- **Given data**:
════
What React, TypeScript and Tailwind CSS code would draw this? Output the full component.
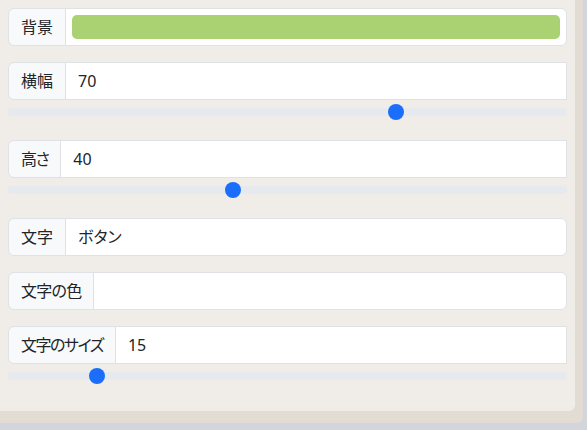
════
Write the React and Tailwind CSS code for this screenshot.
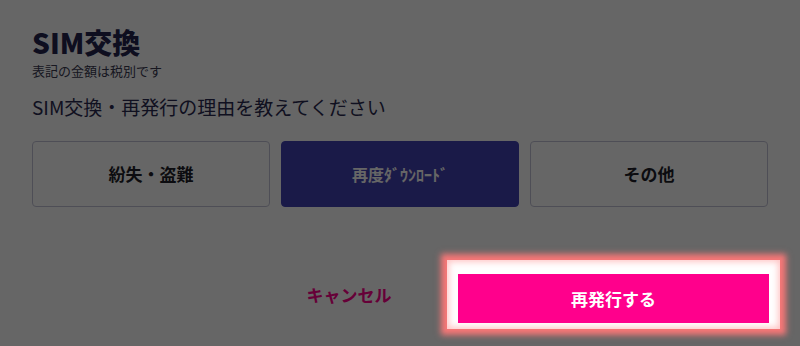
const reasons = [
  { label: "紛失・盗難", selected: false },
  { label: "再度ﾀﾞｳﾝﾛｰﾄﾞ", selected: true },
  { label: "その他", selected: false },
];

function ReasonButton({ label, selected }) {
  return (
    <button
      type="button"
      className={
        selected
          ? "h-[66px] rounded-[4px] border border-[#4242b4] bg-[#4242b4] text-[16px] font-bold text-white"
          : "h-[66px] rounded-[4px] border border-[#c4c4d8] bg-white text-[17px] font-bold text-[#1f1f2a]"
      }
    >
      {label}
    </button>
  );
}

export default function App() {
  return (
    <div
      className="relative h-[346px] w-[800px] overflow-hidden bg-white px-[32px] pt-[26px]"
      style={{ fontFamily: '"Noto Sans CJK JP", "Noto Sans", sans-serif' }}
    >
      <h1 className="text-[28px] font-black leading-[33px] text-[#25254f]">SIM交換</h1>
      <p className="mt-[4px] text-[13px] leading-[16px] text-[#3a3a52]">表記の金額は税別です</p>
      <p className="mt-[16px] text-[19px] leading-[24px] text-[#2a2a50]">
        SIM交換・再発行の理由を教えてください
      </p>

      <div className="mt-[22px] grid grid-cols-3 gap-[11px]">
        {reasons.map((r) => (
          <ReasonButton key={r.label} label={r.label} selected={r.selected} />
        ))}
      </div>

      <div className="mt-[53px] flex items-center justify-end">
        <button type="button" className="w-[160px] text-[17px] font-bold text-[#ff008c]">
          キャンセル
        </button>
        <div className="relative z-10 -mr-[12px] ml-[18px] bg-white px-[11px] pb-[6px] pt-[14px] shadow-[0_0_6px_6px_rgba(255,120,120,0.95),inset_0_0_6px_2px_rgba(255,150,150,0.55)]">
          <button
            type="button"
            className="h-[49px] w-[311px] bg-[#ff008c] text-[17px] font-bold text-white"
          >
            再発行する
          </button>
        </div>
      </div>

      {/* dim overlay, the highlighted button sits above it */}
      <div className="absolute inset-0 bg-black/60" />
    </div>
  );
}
════
Report how many lines of the entries hold the word "React". Nothing else is needed.

- **Result for this exercise**: 2